Saturday, November 5, 2011

T-Wrecks

I have yet to morph my post-baby body back into anything resembling my former physique. I venture outside for 80 minutes each day with the baby in her jogging stroller and the dogs on their leashes for a power walk, despite the cold-enough-to-freeze-the-brass-balls-off-a-monkey wind.

My wardrobe - hovering between the baggy too big things, the maternity things and the tight like a sausage things - is limited. Today I found myself choosing between bundling up in a maternity jacket or my teal Old Navy swing pea coat. I went with option B. It was bad enough that I was sporting maternity jeans. There was no way I could bring myself to opt for a baby-on-board jacket, especially without getting the neighbors talking.

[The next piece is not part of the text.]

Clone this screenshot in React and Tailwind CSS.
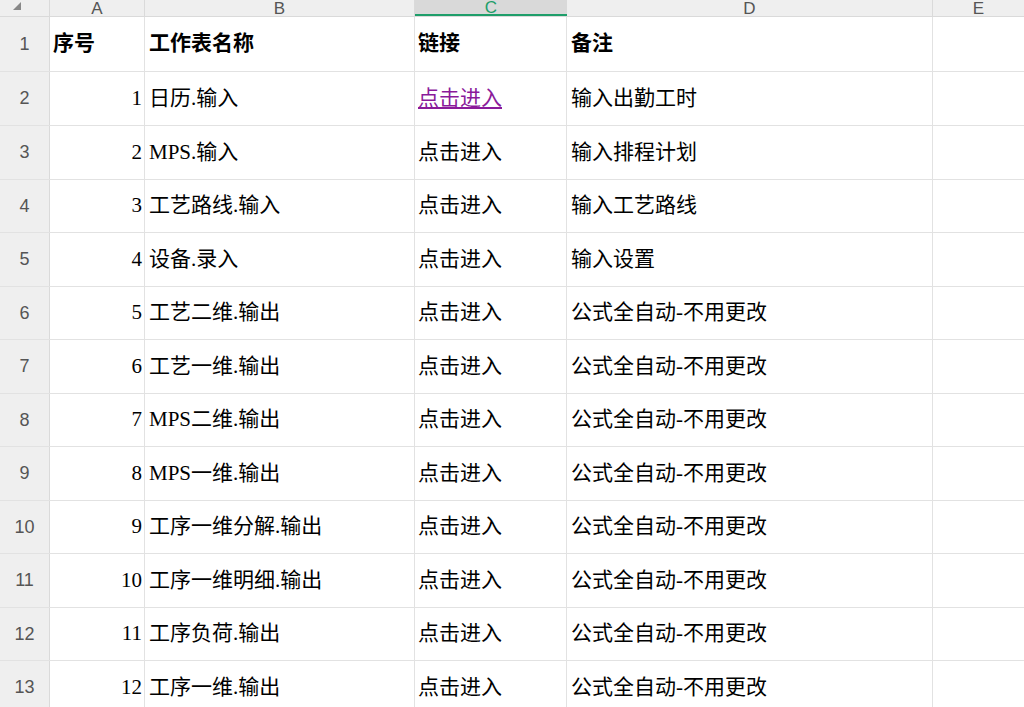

Again.

I had to deflate my lungs just to get the top buttoned over my neonatal ta tas. Ok, so breathing was out. Oxygen is so 2010 anyway.

The walk was uneventful, as they typically are. After all, it is my one escape from the house each day. The only 80 minutes I have to "myself" which is all mine (if you don't count cleaning up dog poo, obsessing whether the baby is dressed warm enough/cool enough, contemplating did Joani really love Chachi and why can't we extreme coupon in Canada like you can in the US).

After duty called for the dogs, I reached down to pick up the steaming pile but discovered the flaw in my choice of coat. Because my chest was so constricted, I couldn't move my arms out very far from my body. Like a tyrannosaurus. Except the tranny is trying to bag crap. So I really had to bend down. And that's when my maternity jeans slid south.

I'd like to say this story ends with me keeping my dignity. But let's be honest, after you've had a spotlight on your v-tunnel in a delivery room, dignity becomes extinct.